I write "apparently quotes" because, from Philip Hensher's review, it's clear that the novel is full of such statements:
Thirlwell's manner is full of phatic gestures, ones intended to announce an approaching weightiness that never quite arrives. "To begin again, at the beginning." "In my opinion that is enough." "This book is about…" (repeatedly). Over and over again we are told, by a writer perhaps too young to remember Anne Elk, that "I have a theory…"
Yet, if it is classed as a novel, statements like these become problematic; one can attribute them to the narrator, yet not so readily to the author. In novels, the author cannot come right out and say anything without immediately having it taken away by the novel. This theory does not belong to me.

Beyond painting

Painting lives only through the slide towards the unknown in oneself.

My pictures are also an annihilation.

I am a watered down being.

I am on the side of weakness.

The artist has no role.
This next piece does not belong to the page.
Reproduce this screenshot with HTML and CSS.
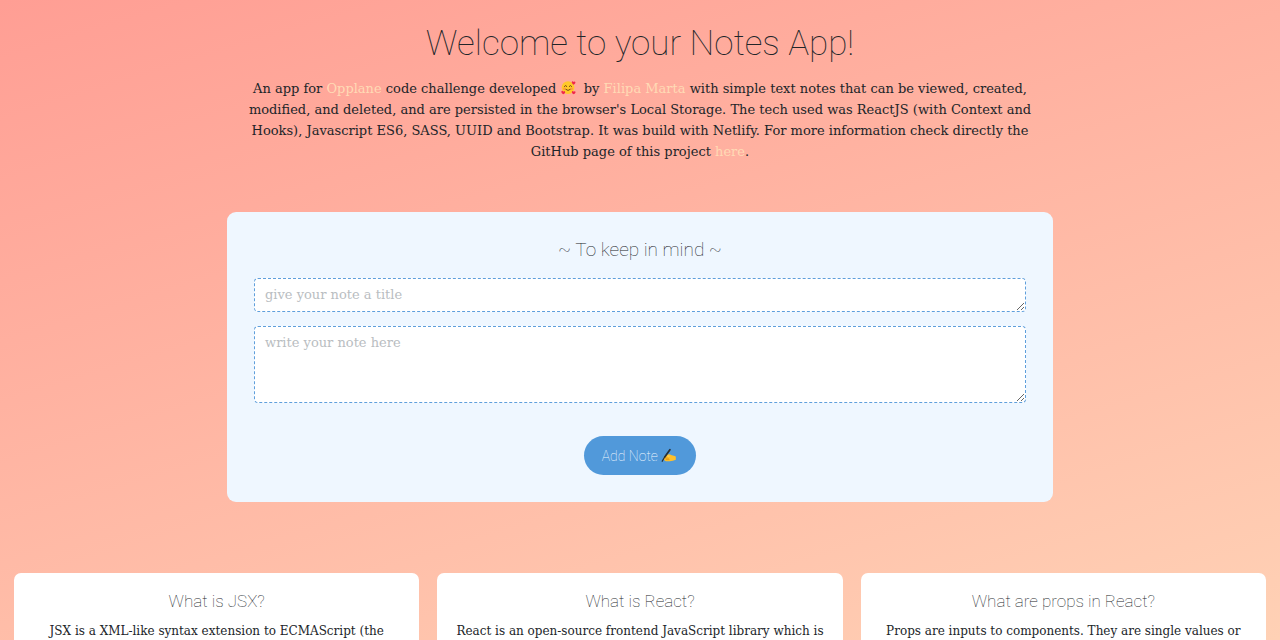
FILE: index.html
```html
<!DOCTYPE html>
<html lang="en">
<head>
<meta charset="utf-8">
<meta name="viewport" content="width=device-width, initial-scale=1">
<title>Notes App</title>
<link rel="stylesheet" href="styles.css">
</head>
<body>
<div class="page">
  <header class="intro">
    <h1 class="intro-title">Welcome to your Notes App!</h1>
    <p class="intro-text">An app for <a href="#opplane">Opplane</a> code challenge developed <svg class="emoji" viewBox="0 0 16 16" aria-label="smiling face with hearts" role="img"><circle cx="7.500" cy="8" r="6.800" fill="#ffc928"/><path d="M3.600 6.800q1.300-2 2.600 0M8.800 6.800q1.300-2 2.600 0M5 10q2.500 2.500 5 0" fill="none" stroke="#6b3b12" stroke-width="1" stroke-linecap="round"/><circle cx="3.500" cy="9.300" r="1.300" fill="#ff9a3c"/><circle cx="11.500" cy="9.300" r="1.300" fill="#ff9a3c"/><g fill="#f0284a"><path d="M13.500 5C11 3.500 11.200 1.500 12.300 1.300q.9 0 1.100.9.800-1 1.700-.3C16 3 15 4.300 13.500 5z"/><path d="M2.500 15.300C0 14 0 11.700 1.200 11.500q1 0 1.300 1 .9-1.200 1.700-.3C5 13.300 4 14.500 2.500 15.300z"/><path d="M13.500 15.300C11.300 14 11.200 11.900 12.300 11.600q1 0 1.200.9 1-1 1.800-.2C16 13.300 15 14.700 13.500 15.300z"/></g></svg>&nbsp; by <a href="#author">Filipa Marta</a> with simple text notes that can be viewed, created,<br>modified, and deleted, and are persisted in the browser's Local Storage. The tech used was ReactJS (with Context and<br>Hooks), Javascript ES6, SASS, UUID and Bootstrap. It was build with Netlify. For more information check directly the<br>GitHub page of this project <a href="#github">here</a>.</p>
  </header>
  <main>
    <form class="note-form">
      <h2 class="form-title">~ To keep in mind ~</h2>
      <textarea class="field field-title" rows="1" aria-label="Note title" placeholder="give your note a title"></textarea>
      <textarea class="field field-body" rows="3" aria-label="Note text" placeholder="write your note here"></textarea>
      <button class="add-button" type="button">Add Note <svg class="emoji" viewBox="0 0 16 16" aria-hidden="true"><path d="M3 9.500Q4 7 6.500 6.800l2.500-.2 2.500 1q2.500.2 4.300 1.400v3.600q-3 1.500-6.500 1.500H5.500q-2-.1-2-1.500Q2.300 11.500 3 9.500z" fill="#ffc02b"/><path d="M4.500 10.800h4M5 12.400h4" stroke="#d88a12" stroke-width=".7"/><path d="M9.500 1.800L4 9.500" stroke="#25303a" stroke-width="1.900" stroke-linecap="round"/><path d="M4 9.500L1 14.500" stroke="#25303a" stroke-width="1.200"/><path d="M6.500 8.300q2-1.500 3 .5l-2 1.500z" fill="#ffd04d"/></svg></button>
    </form>
    <section class="cards">
      <article class="card"><h3 class="card-title">What is JSX?</h3><p class="card-text">JSX is a XML-like syntax extension to ECMAScript (the</p></article>
      <article class="card"><h3 class="card-title">What is React?</h3><p class="card-text">React is an open-source frontend JavaScript library which is</p></article>
      <article class="card"><h3 class="card-title">What are props in React?</h3><p class="card-text">Props are inputs to components. They are single values or</p></article>
    </section>
  </main>
</div>
</body>
</html>
```

FILE: styles.css
```css
* { box-sizing: border-box; }
body {
  margin: 0;
  color: #212529;
  font-family: "Roboto Slab", "DejaVu Serif", serif;
}
.page {
  height: 100vh;
  overflow: hidden;
  display: flex;
  flex-direction: column;
  background: linear-gradient(163deg, #ff9e94 0%, #ffd1b5 100%);
}
h1, h2, h3 {
  margin: 0;
  font-family: Roboto, sans-serif;
  font-weight: 100;
  text-align: center;
}
.intro { padding-top: 22px; text-align: center; }
.intro-title { font-size: 35px; line-height: 43px; }
.intro-text { margin: 13px 0 0; font-size: 13px; line-height: 21px; white-space: nowrap; }
.intro-text a { color: #ffdab5; text-decoration: none; }
.emoji { width: 15px; height: 15px; vertical-align: -2px; }
main { flex: 1; display: flex; flex-direction: column; }
.note-form {
  width: 100%;
  max-width: 826px;
  margin: 50px auto 0;
  padding: 26px 27px 27px;
  display: flex;
  flex-direction: column;
  background: #eff7ff;
  border-radius: 9px;
}
.form-title { font-size: 19px; line-height: 23px; }
.field {
  width: 100%;
  padding: 5px 10px;
  border: 1px dashed #5f9fdc;
  border-radius: 4px;
  background: #fff;
  color: #212529;
  font-family: inherit;
  font-size: 13px;
  font-weight: 300;
  line-height: 21px;
  resize: vertical;
  overflow: hidden;
}
.field::placeholder { color: #b9bdc1; opacity: 1; }
.field-title { height: 34px; margin-top: 17px; }
.field-body { height: 77px; margin-top: 14px; }
.add-button {
  align-self: center;
  margin-top: 33px;
  height: 39px;
  padding: 0 20px 0 18px;
  border: 0;
  border-radius: 20px;
  background: #5199da;
  color: #eff7ff;
  font-family: Roboto, sans-serif;
  font-size: 14px;
  font-weight: 100;
}
.cards {
  flex: 1;
  display: grid;
  grid-template-columns: repeat(3, minmax(0, 1fr));
  gap: 18px;
  margin-top: 71px;
  padding: 0 14px;
}
.card { padding: 17px 16px 0; border-radius: 7px 7px 0 0; background: #fff; text-align: center; }
.card-title { font-size: 17px; line-height: 22px; }
.card-text { margin: 10px 0 0; font-size: 12px; line-height: 19px; white-space: nowrap; }
```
He is absent.

Painting doesn’t interest me.

I paint the impossibility of painting.

What I paint is beyond painting.






Spurious posts a selection of lines spoken by Bram van Velde (1895-1981) taken from this remarkable and genuinely sad book.

Monday, November 12, 2007

Bard celebrates Blanchot

On the evening of Thursday, November 15th, the French Studies Program at Bard College in the Hudson Valley (two hours north of New York City) presents an evening to celebrate the centenary of Maurice Blanchot.

Beginning at 7pm with "A Brief Introduction to Maurice Blanchot" by Éric Trudel, the programme of events includes George Quasha on publishing Blanchot in America, Pierre Joris reading from his translation of The Unavowable Community (a new edition would be nice guys!), Charlotte Mandell reading from her translation of A Voice from Elsewhere and the poet Robert Kelly reading P. Adams Sitney's essay On Blanchot.

In intervals between readings, Bard's Conservatory of Music will provided music referenced in A Voice from Elsewhere: some Schumann and a movement from Messiaen's Quatuor pour la fin du temps.